Aufträge für die gemeinsame Erbringung öffentlicher Dienstleistungen sollen nach § 108 Absatz 6 dann von der Anwendung des Vergaberechts ausgenommen sein, wenn die Aufträge ausschließlich zwischen öffentlichen Auftraggebern geschlossen werden, die Durchführung dieser Zusammenarbeit ausschließlich von Erwägungen des öffentlichen Interesses bestimmt wird und kein privater Dienstleister einen Vorteil gegenüber seinen Wettbewerbern erhält (siehe im Einzelnen Erläuterungen zu Nummer 1 bis 3). Im Wesentlichen kodifizieren die EU-Richtlinien damit die Rechtsprechung des EuGH (vgl. EuGH, Urteil vom 13.6.2013, Rs. C-386/11, „Piepenbrock“; EuGH, Urteil vom 19.12.2012, Rs. C-159/11, „Lecce“ und EuGH, Urteil vom 9.6.2009, Rs. C-480/06, „Kommission/Deutschland“).

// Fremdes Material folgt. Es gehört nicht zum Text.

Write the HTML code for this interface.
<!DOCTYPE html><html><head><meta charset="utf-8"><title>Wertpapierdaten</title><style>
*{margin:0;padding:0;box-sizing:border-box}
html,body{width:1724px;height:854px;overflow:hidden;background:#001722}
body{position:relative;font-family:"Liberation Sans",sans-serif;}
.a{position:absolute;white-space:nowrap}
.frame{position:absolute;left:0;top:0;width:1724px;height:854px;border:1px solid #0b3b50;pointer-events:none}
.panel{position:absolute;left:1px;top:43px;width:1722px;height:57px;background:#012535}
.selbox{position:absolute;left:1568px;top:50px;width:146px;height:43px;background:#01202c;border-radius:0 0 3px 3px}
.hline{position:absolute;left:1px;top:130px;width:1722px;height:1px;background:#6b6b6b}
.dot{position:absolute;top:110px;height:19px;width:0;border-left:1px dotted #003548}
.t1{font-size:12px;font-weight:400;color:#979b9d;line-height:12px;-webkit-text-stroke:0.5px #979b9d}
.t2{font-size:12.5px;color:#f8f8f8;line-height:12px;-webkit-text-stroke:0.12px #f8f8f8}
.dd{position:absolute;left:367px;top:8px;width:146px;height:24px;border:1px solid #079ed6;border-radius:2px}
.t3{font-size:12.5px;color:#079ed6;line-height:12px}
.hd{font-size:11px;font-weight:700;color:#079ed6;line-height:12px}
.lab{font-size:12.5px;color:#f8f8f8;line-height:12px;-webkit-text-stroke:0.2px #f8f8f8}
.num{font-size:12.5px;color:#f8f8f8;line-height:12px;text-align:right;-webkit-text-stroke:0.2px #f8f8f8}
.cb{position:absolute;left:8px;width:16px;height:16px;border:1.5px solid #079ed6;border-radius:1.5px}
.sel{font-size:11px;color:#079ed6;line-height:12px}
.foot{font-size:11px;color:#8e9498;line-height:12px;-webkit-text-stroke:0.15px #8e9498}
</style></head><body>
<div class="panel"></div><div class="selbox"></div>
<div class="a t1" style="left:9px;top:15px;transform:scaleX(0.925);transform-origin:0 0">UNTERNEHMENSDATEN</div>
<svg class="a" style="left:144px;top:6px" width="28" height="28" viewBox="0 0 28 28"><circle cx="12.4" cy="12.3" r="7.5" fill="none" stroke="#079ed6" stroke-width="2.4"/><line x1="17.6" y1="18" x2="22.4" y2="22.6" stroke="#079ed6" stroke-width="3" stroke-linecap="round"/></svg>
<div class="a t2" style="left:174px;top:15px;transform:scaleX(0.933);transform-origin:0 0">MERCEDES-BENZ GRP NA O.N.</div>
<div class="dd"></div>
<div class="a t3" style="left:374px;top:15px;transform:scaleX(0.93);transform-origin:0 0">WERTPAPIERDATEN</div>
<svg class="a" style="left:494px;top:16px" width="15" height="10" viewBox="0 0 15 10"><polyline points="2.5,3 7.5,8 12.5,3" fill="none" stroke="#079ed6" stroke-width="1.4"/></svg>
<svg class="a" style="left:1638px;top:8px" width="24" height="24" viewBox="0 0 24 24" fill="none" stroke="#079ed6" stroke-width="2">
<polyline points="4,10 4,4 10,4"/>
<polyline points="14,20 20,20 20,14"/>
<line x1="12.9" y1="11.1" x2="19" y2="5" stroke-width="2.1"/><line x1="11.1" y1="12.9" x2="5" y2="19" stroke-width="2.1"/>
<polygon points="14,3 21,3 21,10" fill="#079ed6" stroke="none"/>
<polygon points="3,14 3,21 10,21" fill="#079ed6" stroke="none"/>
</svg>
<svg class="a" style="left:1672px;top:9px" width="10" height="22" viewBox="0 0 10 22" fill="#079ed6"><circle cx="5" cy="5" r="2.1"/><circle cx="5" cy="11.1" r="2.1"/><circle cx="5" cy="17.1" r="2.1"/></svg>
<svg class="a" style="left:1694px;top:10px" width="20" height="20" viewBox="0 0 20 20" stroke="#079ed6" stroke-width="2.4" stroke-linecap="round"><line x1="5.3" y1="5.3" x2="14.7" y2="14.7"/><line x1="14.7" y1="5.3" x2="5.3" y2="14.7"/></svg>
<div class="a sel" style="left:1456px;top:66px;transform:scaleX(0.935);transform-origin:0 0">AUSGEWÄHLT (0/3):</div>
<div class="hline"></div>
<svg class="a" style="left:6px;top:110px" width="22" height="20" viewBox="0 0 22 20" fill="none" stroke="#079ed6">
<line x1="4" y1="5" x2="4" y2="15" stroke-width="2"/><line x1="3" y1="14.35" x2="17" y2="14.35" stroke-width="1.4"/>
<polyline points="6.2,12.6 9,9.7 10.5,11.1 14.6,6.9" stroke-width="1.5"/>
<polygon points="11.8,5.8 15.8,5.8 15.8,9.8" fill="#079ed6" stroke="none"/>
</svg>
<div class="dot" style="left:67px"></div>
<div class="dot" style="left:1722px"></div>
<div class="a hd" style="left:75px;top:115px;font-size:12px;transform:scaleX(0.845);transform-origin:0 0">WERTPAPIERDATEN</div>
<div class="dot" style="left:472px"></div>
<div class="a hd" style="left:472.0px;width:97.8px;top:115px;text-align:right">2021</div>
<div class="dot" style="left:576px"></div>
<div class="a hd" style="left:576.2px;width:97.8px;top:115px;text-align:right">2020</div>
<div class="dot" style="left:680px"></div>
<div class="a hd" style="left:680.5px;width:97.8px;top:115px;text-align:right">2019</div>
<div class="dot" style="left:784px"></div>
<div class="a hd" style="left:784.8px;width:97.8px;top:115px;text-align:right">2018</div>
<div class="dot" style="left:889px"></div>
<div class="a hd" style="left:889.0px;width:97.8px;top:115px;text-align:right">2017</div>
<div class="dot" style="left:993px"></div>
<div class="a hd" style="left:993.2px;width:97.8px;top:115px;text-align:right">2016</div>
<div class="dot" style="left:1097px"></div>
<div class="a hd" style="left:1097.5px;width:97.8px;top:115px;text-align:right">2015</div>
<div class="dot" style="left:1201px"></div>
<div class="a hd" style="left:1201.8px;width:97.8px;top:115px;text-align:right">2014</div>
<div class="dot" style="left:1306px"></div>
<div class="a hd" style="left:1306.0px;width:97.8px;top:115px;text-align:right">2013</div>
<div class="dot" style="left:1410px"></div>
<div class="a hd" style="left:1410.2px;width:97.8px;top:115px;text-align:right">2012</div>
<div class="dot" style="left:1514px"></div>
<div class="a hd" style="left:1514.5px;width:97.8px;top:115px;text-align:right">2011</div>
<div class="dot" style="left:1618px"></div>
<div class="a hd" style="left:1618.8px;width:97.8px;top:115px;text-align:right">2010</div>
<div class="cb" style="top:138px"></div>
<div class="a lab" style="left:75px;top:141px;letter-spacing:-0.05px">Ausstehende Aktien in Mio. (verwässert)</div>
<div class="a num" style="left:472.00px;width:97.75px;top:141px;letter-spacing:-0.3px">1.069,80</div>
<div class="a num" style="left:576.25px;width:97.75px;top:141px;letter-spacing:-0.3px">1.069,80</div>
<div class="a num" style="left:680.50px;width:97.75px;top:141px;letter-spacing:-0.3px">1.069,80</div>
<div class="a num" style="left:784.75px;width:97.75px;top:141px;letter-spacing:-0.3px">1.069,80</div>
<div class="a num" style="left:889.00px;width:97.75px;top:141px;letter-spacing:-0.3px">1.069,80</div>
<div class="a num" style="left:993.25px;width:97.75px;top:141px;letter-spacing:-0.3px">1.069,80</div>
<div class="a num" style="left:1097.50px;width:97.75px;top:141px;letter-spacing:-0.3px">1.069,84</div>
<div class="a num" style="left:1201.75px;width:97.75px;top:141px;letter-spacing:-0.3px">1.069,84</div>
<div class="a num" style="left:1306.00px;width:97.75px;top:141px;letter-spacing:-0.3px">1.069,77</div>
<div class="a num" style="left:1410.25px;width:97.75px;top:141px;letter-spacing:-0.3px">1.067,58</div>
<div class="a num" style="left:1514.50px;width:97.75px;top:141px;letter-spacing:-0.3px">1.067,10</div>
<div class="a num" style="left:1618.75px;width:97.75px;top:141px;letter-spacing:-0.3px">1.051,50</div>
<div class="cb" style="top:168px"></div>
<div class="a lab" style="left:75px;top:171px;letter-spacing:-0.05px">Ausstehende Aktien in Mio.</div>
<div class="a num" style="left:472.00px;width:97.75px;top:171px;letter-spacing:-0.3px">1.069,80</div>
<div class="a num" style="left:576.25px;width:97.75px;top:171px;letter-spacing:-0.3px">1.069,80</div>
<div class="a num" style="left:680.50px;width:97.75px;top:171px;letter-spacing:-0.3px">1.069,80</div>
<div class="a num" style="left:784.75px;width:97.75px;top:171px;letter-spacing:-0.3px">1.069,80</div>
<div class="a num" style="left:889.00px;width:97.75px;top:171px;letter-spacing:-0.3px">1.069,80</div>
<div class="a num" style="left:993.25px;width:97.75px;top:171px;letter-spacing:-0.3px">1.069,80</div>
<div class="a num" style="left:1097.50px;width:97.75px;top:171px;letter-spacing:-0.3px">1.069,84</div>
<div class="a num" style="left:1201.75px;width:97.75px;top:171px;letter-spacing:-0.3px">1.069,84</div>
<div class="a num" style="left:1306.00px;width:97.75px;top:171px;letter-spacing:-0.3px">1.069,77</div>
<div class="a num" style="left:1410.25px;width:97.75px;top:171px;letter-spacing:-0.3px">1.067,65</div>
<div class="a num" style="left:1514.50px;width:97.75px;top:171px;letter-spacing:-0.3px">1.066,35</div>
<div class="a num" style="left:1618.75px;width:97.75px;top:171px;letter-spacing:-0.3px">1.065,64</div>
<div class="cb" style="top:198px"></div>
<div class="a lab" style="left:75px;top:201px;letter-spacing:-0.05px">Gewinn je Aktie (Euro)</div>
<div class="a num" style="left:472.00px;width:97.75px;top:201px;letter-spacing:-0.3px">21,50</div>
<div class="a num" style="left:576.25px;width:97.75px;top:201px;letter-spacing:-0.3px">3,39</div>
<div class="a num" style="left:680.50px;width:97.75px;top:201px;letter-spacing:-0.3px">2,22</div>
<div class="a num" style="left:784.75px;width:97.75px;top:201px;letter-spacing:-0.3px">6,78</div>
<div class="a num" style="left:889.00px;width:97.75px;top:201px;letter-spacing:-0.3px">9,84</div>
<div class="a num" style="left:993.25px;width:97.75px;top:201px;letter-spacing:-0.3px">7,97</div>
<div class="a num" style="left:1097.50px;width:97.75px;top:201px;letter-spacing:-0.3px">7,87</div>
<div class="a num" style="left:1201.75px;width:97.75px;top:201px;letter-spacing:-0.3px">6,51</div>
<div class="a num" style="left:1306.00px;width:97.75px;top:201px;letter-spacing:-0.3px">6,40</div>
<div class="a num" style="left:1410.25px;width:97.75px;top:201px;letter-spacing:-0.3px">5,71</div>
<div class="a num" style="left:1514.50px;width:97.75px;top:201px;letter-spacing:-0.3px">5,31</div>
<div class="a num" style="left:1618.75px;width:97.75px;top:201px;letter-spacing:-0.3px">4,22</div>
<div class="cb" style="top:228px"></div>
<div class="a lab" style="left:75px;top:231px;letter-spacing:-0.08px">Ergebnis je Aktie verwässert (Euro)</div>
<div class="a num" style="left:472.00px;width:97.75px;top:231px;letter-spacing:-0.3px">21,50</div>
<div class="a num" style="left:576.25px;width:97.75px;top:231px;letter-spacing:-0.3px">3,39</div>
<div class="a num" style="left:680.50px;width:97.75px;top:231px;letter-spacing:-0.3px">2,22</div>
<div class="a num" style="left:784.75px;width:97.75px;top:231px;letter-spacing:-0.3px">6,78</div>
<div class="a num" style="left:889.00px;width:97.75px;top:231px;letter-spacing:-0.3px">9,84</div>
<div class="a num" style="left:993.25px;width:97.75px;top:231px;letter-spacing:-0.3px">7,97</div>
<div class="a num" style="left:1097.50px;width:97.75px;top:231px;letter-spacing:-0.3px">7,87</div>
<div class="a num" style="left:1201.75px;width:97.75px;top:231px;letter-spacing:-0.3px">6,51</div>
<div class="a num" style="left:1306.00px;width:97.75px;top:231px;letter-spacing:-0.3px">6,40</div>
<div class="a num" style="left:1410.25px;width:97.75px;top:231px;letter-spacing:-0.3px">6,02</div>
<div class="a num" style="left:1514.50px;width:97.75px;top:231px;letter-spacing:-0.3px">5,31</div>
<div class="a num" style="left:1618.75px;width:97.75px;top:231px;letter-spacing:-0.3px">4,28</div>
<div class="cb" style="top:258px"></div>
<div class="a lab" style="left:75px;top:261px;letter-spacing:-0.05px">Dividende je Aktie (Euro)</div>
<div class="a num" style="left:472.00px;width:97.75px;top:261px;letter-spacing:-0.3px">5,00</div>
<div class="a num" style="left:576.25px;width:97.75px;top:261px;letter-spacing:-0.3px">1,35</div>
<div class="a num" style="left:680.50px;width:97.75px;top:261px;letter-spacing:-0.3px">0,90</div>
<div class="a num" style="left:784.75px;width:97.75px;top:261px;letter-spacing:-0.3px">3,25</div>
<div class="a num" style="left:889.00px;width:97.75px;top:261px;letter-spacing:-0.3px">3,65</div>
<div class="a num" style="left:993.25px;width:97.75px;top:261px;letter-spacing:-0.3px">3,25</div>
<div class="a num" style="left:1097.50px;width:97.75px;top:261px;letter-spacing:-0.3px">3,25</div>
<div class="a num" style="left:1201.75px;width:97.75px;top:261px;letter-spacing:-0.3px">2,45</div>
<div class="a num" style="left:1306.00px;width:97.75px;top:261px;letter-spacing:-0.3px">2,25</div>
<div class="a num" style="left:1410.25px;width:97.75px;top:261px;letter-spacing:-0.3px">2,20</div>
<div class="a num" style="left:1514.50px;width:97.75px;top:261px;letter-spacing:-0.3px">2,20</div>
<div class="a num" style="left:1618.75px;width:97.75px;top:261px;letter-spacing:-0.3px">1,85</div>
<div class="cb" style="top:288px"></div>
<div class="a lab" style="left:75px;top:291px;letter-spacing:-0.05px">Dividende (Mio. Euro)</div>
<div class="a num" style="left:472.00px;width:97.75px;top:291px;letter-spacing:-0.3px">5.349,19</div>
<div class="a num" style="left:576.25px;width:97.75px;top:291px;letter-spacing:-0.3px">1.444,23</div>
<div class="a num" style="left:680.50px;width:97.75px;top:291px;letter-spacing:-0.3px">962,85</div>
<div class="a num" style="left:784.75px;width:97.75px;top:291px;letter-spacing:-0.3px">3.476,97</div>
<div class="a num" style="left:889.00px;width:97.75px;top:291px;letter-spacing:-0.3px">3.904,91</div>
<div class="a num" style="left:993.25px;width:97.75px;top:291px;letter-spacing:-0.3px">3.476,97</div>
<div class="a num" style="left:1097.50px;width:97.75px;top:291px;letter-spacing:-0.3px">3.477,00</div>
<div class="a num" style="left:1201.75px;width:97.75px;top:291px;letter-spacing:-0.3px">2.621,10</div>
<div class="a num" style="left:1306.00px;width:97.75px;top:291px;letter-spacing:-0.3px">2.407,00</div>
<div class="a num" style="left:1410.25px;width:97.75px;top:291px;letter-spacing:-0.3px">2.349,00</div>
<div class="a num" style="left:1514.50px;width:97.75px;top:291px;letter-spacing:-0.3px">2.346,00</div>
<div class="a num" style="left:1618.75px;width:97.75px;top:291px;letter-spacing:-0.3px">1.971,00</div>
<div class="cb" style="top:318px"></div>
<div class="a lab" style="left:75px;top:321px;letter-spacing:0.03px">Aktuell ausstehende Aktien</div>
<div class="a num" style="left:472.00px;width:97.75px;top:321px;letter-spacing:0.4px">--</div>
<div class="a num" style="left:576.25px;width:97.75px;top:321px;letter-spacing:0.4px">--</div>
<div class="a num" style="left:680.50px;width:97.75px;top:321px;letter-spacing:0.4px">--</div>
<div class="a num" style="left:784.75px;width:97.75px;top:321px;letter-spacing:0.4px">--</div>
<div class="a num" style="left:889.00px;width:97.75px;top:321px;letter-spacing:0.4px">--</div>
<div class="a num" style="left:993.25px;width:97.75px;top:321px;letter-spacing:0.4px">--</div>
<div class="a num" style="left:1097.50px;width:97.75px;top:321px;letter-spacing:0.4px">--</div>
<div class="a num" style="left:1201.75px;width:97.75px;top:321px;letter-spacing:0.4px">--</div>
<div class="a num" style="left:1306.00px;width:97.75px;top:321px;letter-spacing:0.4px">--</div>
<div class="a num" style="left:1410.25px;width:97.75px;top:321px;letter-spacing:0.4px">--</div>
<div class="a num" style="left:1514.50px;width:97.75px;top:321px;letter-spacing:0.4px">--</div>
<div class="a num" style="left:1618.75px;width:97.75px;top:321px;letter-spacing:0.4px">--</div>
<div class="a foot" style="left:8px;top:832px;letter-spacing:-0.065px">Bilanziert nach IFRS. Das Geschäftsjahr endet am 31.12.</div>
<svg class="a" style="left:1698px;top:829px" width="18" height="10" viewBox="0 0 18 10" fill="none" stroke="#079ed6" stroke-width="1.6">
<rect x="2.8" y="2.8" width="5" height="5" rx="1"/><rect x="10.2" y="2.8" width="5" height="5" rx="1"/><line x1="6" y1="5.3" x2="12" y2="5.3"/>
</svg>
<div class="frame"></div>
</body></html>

Unerheblich ist nach § 108 Absatz 6, ob an den öffentlichen Auftraggebern nach § 99 Nummer 1 bis 3 eine private Kapitalbeteiligung besteht. Sofern der Auftrag ausschließlich zwischen öffentlichen Auftraggebern nach § 99 Nummer 1 bis 3 geschlossen wird und die übrigen Voraussetzungen des § 108 Absatz 6 Nummer 1 bis 3 erfüllt sind, können somit auch öffentliche Auftraggeber mit einer privaten Kapitalbeteiligung die Ausnahmeregelung für die horizontale Zusammenarbeit in Anspruch nehmen.